Personally, I find myself padding towards a view on what the West should do – and what it will say it will do – in the event that Putin uses a nuclear weapon in Ukraine. It’s this. Engage with China on a joint economic and diplomatic response. Impose a full boycott, including an oil embargo. But make clear that the West is willing to do more than that, to engage the full force of the US military and its allies in Ukraine to push back the Russian army if it uses a nuclear weapon, as this would be a clear act of genocide.

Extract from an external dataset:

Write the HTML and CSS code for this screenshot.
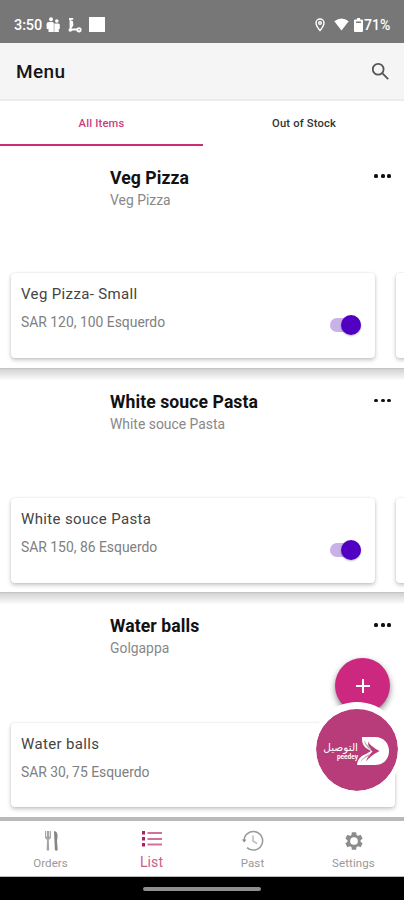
FILE: index.html
```html
<!DOCTYPE html>
<html lang="en">
<head>
<meta charset="utf-8">
<title>Menu</title>
<link rel="stylesheet" href="styles.css">
</head>
<body>
<div class="app">
  <div class="status">
    <span class="time">3:50</span>
    <svg class="s-people" width="14" height="16" viewBox="0 0 14 16" fill="#fff"><circle cx="5" cy="2.200" r="2"/><circle cx="10.800" cy="4" r="1.800"/><path d="M.500 7.200Q.500 5 3 5h3.500q1.300 0 1.300 1.500V15H2.500V12H.700zM8.300 6.500h4q1.500 0 1.500 1.600V12h-1v3H8.300z"/></svg>
    <svg class="s-scoot" width="14" height="16" viewBox="0 0 14 16" fill="none" stroke="#fff" stroke-width="1.800"><path d="M1 1.800h4.200M2.500 2v10.500h7.500M4 4l.5 4L2.500 11"/><circle cx="2.300" cy="13" r=".900"/><circle cx="11" cy="12.800" r="1.700"/></svg>
    <span class="s-square"></span>
    <span class="grow"></span>
    <svg class="s-pin" width="10" height="14" viewBox="0 0 10 14" fill="none" stroke="#fff" stroke-width="1.400"><path d="M5 12.500C2.400 9.400 1 7.200 1 5a4 4 0 0 1 8 0c0 2.200-1.400 4.400-4 7.500z"/><circle cx="5" cy="5" r="1.300"/></svg>
    <svg class="s-wifi" width="15" height="13" viewBox="0 0 15 13" fill="#fff"><path d="M.3 3.300Q7.500-2.500 14.700 3.300L7.500 12.500z"/></svg>
    <svg class="s-batt" width="9" height="14" viewBox="0 0 9 14"><path fill="#fff" d="M3 0h3v1.500h2q1 0 1 1V13q0 1-1 1H1q-1 0-1-1V2.500q0-1 1-1h2z"/><path d="M2 3.500h5v1.500H2z" fill="#777"/></svg>
    <span class="pct">71%</span>
  </div>
  <header class="header">
    <h1>Menu</h1>
    <svg width="19" height="19" viewBox="0 0 19 19" fill="none" stroke="#555" stroke-width="1.800"><circle cx="7.200" cy="7.200" r="5.400"/><path d="M11.200 11.200l6 6"/></svg>
  </header>
  <nav class="tabs">
    <div class="tab active">All Items</div>
    <div class="tab">Out of Stock</div>
  </nav>
  <main class="list">
    <section class="item first">
      <div class="info"><div><h2>Veg Pizza</h2><p>Veg Pizza</p></div><div class="dots"><i></i><i></i><i></i></div></div>
      <div class="cards">
        <div class="card"><div><h3>Veg Pizza- Small</h3><p>SAR 120, 100 Esquerdo</p></div><span class="toggle"></span></div>
        <div class="card next"></div>
      </div>
    </section>
    <section class="item">
      <div class="info"><div><h2>White souce Pasta</h2><p>White souce Pasta</p></div><div class="dots"><i></i><i></i><i></i></div></div>
      <div class="cards">
        <div class="card"><div><h3>White souce Pasta</h3><p>SAR 150, 86 Esquerdo</p></div><span class="toggle"></span></div>
        <div class="card next"></div>
      </div>
    </section>
    <section class="item">
      <div class="info"><div><h2>Water balls</h2><p>Golgappa</p></div><div class="dots"><i></i><i></i><i></i></div></div>
      <div class="cards">
        <div class="card wide"><div><h3>Water balls</h3><p>SAR 30, 75 Esquerdo</p></div></div>
      </div>
    </section>
    <div class="fab"><svg width="14" height="14" viewBox="0 0 14 14" stroke="#fff" stroke-width="2"><path d="M7 0v14M0 7h14"/></svg></div>
    <div class="brand">
      <div class="brand-text"><span lang="ar" dir="rtl">التوصيل</span><b>peedey</b></div>
      <svg width="32" height="28" viewBox="0 0 32 28"><path fill="#fff" d="M5 0h13c9 0 14 6.500 14 14s-5 14-14 14H0c.500-6 4-9 9-11l5-3-5-3C6 8.500 4.500 5 5 0z"/><path fill="#b83c79" d="M11 4.500Q13 9 22.500 14 13 19 9 24.500 10 20 15.500 14.500 11 11 11 4.500z"/><path fill="#b9b0b5" d="M7 3q2 4.500 7 8.500l-1 1Q7.500 9 7 3zM3 25q3-5 9-8l1 1.200Q7 20.500 3 25z"/></svg>
    </div>
  </main>
  <footer class="bottom">
    <div class="nav"><svg class="cutlery" width="14" height="22" viewBox="0 0 14 22"><path fill="#a5a5a5" d="M0 1v6q0 2 2 2.800L1.600 20q1.300 1.600 2.600 0L3.800 9.800Q6 9 6 7V1H5v5.500h-.700V1H1.800v5.500H1V1z"/><path fill="#858585" d="M9 1.200Q13 1 12.500 7l-.5 4 .7 9q-1.400 1.600-2.800 0z"/></svg><span>Orders</span></div>
    <div class="nav n-list"><svg width="22" height="18" viewBox="0 0 22 18"><g fill="#b0205f"><rect x="1" y="1" width="3" height="3.500"/><rect x="1" y="7" width="3" height="3.500"/><rect x="1" y="13" width="3" height="3.500"/></g><path d="M6.500 3H21M6.500 9H21M6.500 14.500H21" stroke="#d4709c" stroke-width="1.800"/></svg><span>List</span></div>
    <div class="nav"><svg width="22" height="22" viewBox="0 0 22 22" fill="none" stroke="#999" stroke-width="1.500"><path d="M2 11A9.300 9.300 0 1 1 5 17.600"/><path d="M0 9.500h4.400L2.200 12.500z" fill="#888" stroke="none"/><path d="M11 5.500V11l4 2.500" stroke="#bbb"/></svg><span>Past</span></div>
    <div class="nav"><svg width="22" height="22" viewBox="0 0 24 24" fill="#8c8c8c"><path d="M19.140 12.940c.040-.300.060-.610.060-.940s-.020-.640-.070-.940l2.030-1.580a.490.490 0 0 0 .120-.610l-1.920-3.320a.488.488 0 0 0-.590-.220l-2.390.960c-.500-.380-1.030-.700-1.620-.940l-.360-2.540A.484.484 0 0 0 13.920 2.400h-3.840c-.240 0-.430.170-.470.410l-.360 2.540c-.590.240-1.130.570-1.620.940l-2.390-.960a.488.488 0 0 0-.590.220L2.740 8.870a.49.490 0 0 0 .120.610l2.030 1.580c-.050.300-.090.630-.090.940s.020.640.070.940l-2.030 1.580a.49.490 0 0 0-.12.610l1.920 3.320c.12.220.37.290.59.220l2.390-.96c.5.380 1.030.7 1.620.940l.36 2.540c.05.240.24.410.48.410h3.840c.24 0 .44-.17.47-.41l.36-2.540c.59-.24 1.130-.56 1.620-.94l2.390.96c.22.080.47 0 .59-.22l1.920-3.320a.49.490 0 0 0-.12-.61z"/><circle cx="12" cy="12" r="4.200" fill="#fff"/></svg><span>Settings</span></div>
  </footer>
  <div class="system"><span></span></div>
</div>
</body>
</html>
```
FILE: styles.css
```css
* { box-sizing: border-box; }
body { margin: 0; font-family: Roboto, "Liberation Sans", sans-serif; background: #fff; }
h1, h2, h3, p { margin: 0; font-weight: 400; }
svg { display: block; flex: none; }
.app { width: 404px; height: 900px; display: flex; flex-direction: column; overflow: hidden; }
.status { height: 43px; flex: none; background: #777; display: flex; align-items: center; padding: 6px 13px 0 14px; color: #fff; }
.time { font-size: 14.500px; font-weight: 500; width: 32px; letter-spacing: -.1px; padding-top: 1px; }
.s-scoot { margin-left: 8px; }
.s-square { width: 16px; height: 15px; background: #fff; margin-left: 7px; }
.grow { flex: 1; }
.s-wifi { margin-left: 9px; }
.s-batt { margin-left: 5px; }
.pct { font-size: 14px; font-weight: 500; width: 27px; margin-left: 1px; }
.header { height: 58px; flex: none; background: #f5f5f5; border-bottom: 2px solid #ececec; display: flex; align-items: center; justify-content: space-between; padding: 1px 14px 0 16px; }
h1 { font-size: 19px; font-weight: 500; color: #161616; letter-spacing: .4px; }
.tabs { height: 46px; flex: none; display: grid; grid-template-columns: 203px 1fr; }
.tab { text-align: center; font-size: 11.200px; font-weight: 500; line-height: 45px; color: #333; letter-spacing: .17px; padding-left: 1px; }
.active { color: #cd3c80; border-bottom: 2px solid #cc2b78; height: 45px; padding-left: 0; }
.list { height: 674px; flex: none; position: relative; overflow: hidden; border-bottom: 4px solid #b9b9b9; }
.item { height: 224.500px; border-top: 1px solid #c4c4c4; padding-top: 23px; background: linear-gradient(#d2d2d2, #f4f4f4 9px, #fff 11px); }
.first { height: 220.500px; padding-top: 20px; border: 0; background: #fff; }
.info { height: 81.500px; display: flex; justify-content: space-between; padding: 0 13px 0 110px; }
h2 { font-size: 17.600px; line-height: 21px; font-weight: 700; color: #111; white-space: nowrap; letter-spacing: .08px; }
.info p { font-size: 13.900px; line-height: 22px; color: #888; }
.dots { display: flex; gap: 2.500px; padding-top: 7px; }
.dots i { width: 4px; height: 3.500px; border-radius: 1.500px; background: #111; }
.cards { display: flex; gap: 21px; padding: 25px 0 0 11px; overflow: hidden; height: 119px; }
.card { width: 364px; height: 84.500px; flex: none; border-radius: 4px; background: #fff; box-shadow: 0 2px 4px #0000003b, 0 0 2px #00000018; padding: 10px 14px 0 10px; display: flex; justify-content: space-between; }
.wide { width: 384px; }
h3 { font-size: 15px; line-height: 22px; color: #444; letter-spacing: .36px; }
.card p { font-size: 13.900px; line-height: 22px; padding-top: 6px; color: #808080; }
.toggle { width: 31px; height: 14px; border-radius: 7px; background: #c9b1e9; margin-top: 35px; display: flex; justify-content: flex-end; align-items: center; }
.toggle::after { content: ""; width: 20px; height: 20px; border-radius: 50%; background: #5100c3; flex: none; box-shadow: 0 1px 2px #0004; }
.first .info { height: 81px; padding-top: .5px; }
.first .dots { padding-top: 6.500px; }
.fab { position: absolute; left: 335px; top: 511px; width: 55px; height: 55px; border-radius: 50%; background: #cc2880; display: flex; align-items: center; justify-content: center; box-shadow: 0 3px 6px #0007; }
.brand { position: absolute; left: 311px; top: 555px; width: 92px; height: 94px; border: 6px solid #fff; border-left-width: 5px; border-right-width: 5px; border-top-width: 7px; border-bottom-width: 5px; border-radius: 50%; background: #b83c79; background-clip: padding-box; display: flex; align-items: center; padding-left: 9px; }
.brand-text { width: 33px; color: #fff; text-align: right; display: flex; flex-direction: column; white-space: nowrap; padding-top: 2px; }
.brand-text span { font: 10.500px/12px "DejaVu Sans", sans-serif; height: 12px; }
.brand-text b { font-size: 6.500px; line-height: 7px; margin-top: 1px; }
.brand svg { margin-left: -1px; margin-top: 2px; }
.bottom { height: 56px; flex: none; display: grid; grid-template-columns: repeat(4, 1fr); background: #fff; border-bottom: 1px solid #bbb; }
.nav { display: flex; flex-direction: column; align-items: center; color: #999; font-size: 11.500px; line-height: 14px; letter-spacing: .1px; padding-top: 9px; }
.nav span { margin-top: 4px; }
.cutlery { margin-left: 2px; }
.n-list { color: #cb5d8b; font-size: 14px; }
.n-list span { margin-top: 7px; }
.system { height: 23px; flex: none; background: #000; display: flex; justify-content: center; align-items: center; }
.system span { width: 118px; height: 4px; border-radius: 2px; background: #8f8f8f; }
```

This is, of course, short of a nuclear retaliation, which would be inhumane and potentially cataclysmic; it’s short, too, of a threat to use conventional military forces against Russian military installations and assets in Russia. But some will still say it risks dragging us into the war in Ukraine, as, in Putin’s mind, it might legitimise a retaliatory strike against the West. But let’s not delude ourselves: not having an answer is a choice in itself, one with a price that may be paid in the lives of Ukrainians, the security of their neighbours and the end of the West. 

As I said, I don’t know what the answer is. I know that not having one is not good enough, that my post-Cold War world doesn’t provide a framework for thinking this through. When Joe Biden turned twenty, it was 1962, the year of the Cuban Missile Crisis. When Vladimir Putin turned twenty, it was 1972, the year the last US troops were pulling out of Vietnam, and Nixon and Brezhnev stood together at the Moscow Summit, two men embodying a world defined by the contest of two superpowers.

The answers to the questions we face don’t lie in their past either. There is, I’d like to think, a new pattern of international relationships, national responsibilities and corporate behaviour that emerges from all of this. But hard as it is to admit, we’re going to need more than a reboot of the ideas that have made us.